Wenn das Modell hingegen in einer eh schon vermüllten Umgebung etwas wegwirft, wird der eigene Hang zum Wegwerfen noch verstärkt. Das Modell-Verhalten ist nun konform mit der deskriptiven Norm. Die injunktive Norm wird hier offenbar nicht als sehr gewichtig interpretiert.

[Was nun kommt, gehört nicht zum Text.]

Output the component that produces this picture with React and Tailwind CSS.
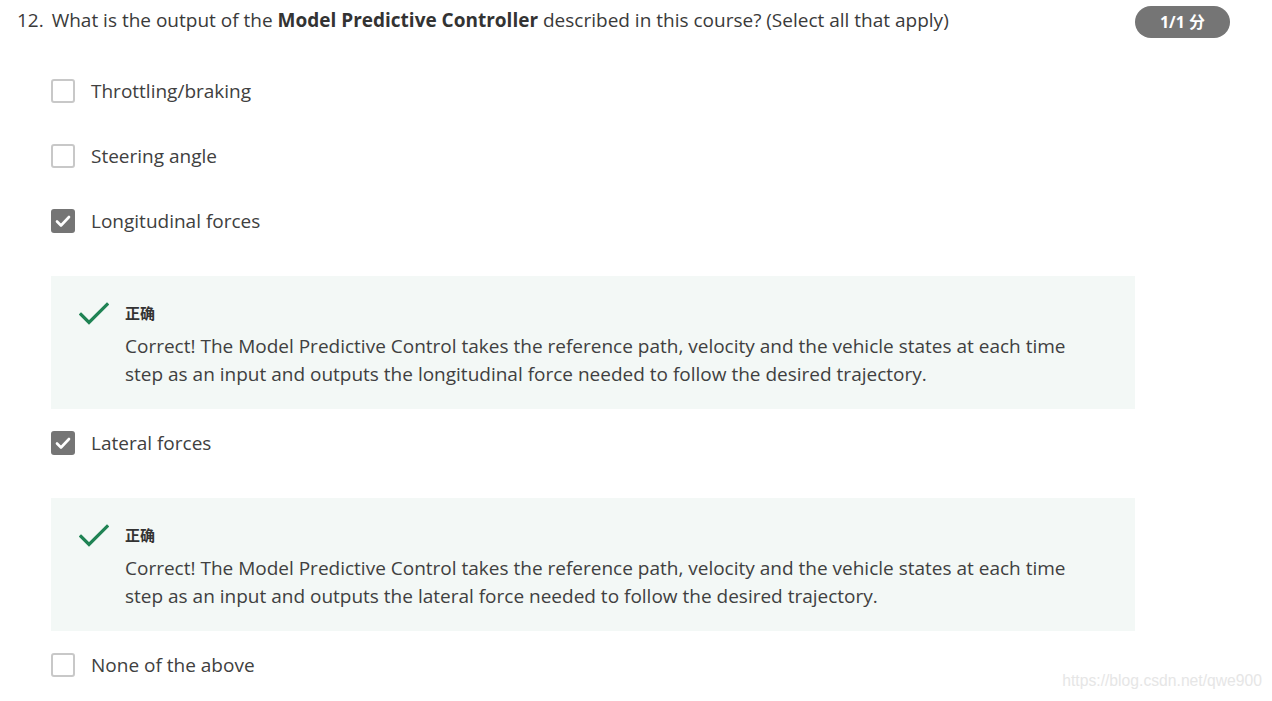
import React from 'react';

const options = [
  { id: 1, label: 'Throttling/braking', checked: false },
  { id: 2, label: 'Steering angle', checked: false },
  {
    id: 3,
    label: 'Longitudinal forces',
    checked: true,
    feedback:
      'Correct! The Model Predictive Control takes the reference path, velocity and the vehicle states at each time step as an input and outputs the longitudinal force needed to follow the desired trajectory.',
  },
  {
    id: 4,
    label: 'Lateral forces',
    checked: true,
    feedback:
      'Correct! The Model Predictive Control takes the reference path, velocity and the vehicle states at each time step as an input and outputs the lateral force needed to follow the desired trajectory.',
  },
  { id: 5, label: 'None of the above', checked: false },
];

const Checkbox = ({ checked }) =>
  checked ? (
    <div className="w-6 h-6 rounded-[3px] bg-[#757575] flex items-center justify-center">
      <svg width="18" height="18" viewBox="0 0 18 18" fill="none">
        <path d="M3 9.5l4 4 8-8.5" stroke="#fff" strokeWidth="2.6" strokeLinecap="round" strokeLinejoin="round" />
      </svg>
    </div>
  ) : (
    <div className="w-6 h-6 rounded-[3px] border-2 border-[#c8c8c8] bg-white" />
  );

const App = () => {
  return (
    <div className="relative w-[1272px] h-[701px] bg-white overflow-hidden text-[#404040] font-['Open_Sans','Noto_Sans_CJK_SC',sans-serif]">
      <div className="flex items-start justify-between pl-[17px] pr-[42px] pt-[6px]">
        <p className="text-[19px] leading-[28px] text-[#3a3a3a]">
          <span className="mr-[3px]">12.</span> What is the output of the <span className="font-bold text-[#333]">Model Predictive Controller</span> described in this course? (Select all that apply)
        </p>
        <div className="w-[95px] h-8 rounded-full bg-[#757575] flex items-center justify-center text-white text-[16px] font-bold">
          1/1 分
        </div>
      </div>

      <div className="pl-[51px] pt-[41px] w-[1135px]">
        {options.map((opt) => (
          <div key={opt.id} className={opt.feedback ? 'pb-[22px]' : 'pb-[41px]'}>
            <div className="flex items-center gap-[16px] h-6">
              <Checkbox checked={opt.checked} />
              <span className="text-[19px] text-[#404040]">{opt.label}</span>
            </div>
            {opt.feedback && (
              <div className="mt-[43px] bg-[#f3f8f6] pl-[28px] pr-[50px] pt-[26px] pb-[21px] flex gap-[16px]">
                <svg width="30" height="24" viewBox="0 0 30 24" fill="none" className="shrink-0">
                  <path d="M2 12.5l8 8L28 2.5" stroke="#1f8354" strokeWidth="3.2" strokeLinecap="square" />
                </svg>
                <div>
                  <div className="text-[15px] font-bold leading-[22px] text-[#333] font-['Noto_Sans_CJK_SC',sans-serif]">正确</div>
                  <p className="mt-[8px] text-[19px] leading-[28px] text-[#404040]">{opt.feedback}</p>
                </div>
              </div>
            )}
          </div>
        ))}
      </div>

      <div className="absolute right-[10px] bottom-[8px] text-[15.7px] text-[#e6e6e6] font-['Liberation_Sans',sans-serif]">
        https://blog.csdn.net/qwe900
      </div>
    </div>
  );
};

export default App;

Ein weiteres Beispiel: Wenn Sie schon mal in einem Hotel genächtigt haben, kennen Sie den Badezimmer-Code: Handtücher auf dem Boden sollen bitte durch neue ersetzt werden. Handtücher über der Stange werden weiter verwendet. Dem Hotelpersonal ist die zweite Variante natürlich lieber: weniger Aufwand und dadurch weniger Kosten. Wenn die Gäste dazu bewegt werden könnten, ihre Handtücher länger zu verwenden, wäre das daher ein durchaus geldwerter Fortschritt.
Wie könnte man dazu vorgehen? Ein Hotel hat einen entsprechenden Versuch durchgeführt. Die Gäste wurden darüber informiert, dass es aus Gründen des Umweltschutzes sinnvoll wäre, Handtücher mehrfach zu verwenden. Das führte zu einer nur geringfügig erhöhten Mehrfachverwendung. Deutlich erfolgreicher war der zusätzliche – wahrheitsgemäße – Hinweis darauf, dass die überwiegende Mehrheit der Gäste ihre Handtücher mehrfach verwenden. Noch erfolgreicher ist dieser Hinweis dann, wenn er speziell für die Gäste in diesem bestimmten Zimmer formuliert wurde. Je näher einem die soziale Bewährtheit kommt – räumlich oder auch in Sachen Ähnlichkeit, – desto wirksamer ist sie.
Für eine weitere Praxisanwendung der sozialen Bewährtheit dürfen Sie selbst aktiv werden. Suchen Sie bei YouTube nach den Begriffen “Keep America Beautiful” und “Crying Indian”3 Sie werden ein Video einer alten Werbekampagne finden, die zum Ziel hatte, die Umweltverschmutzung zu reduzieren. Vor dem Hintergrund des eben Gehörten: Schätzen Sie den Erfolg der Kampagne ein!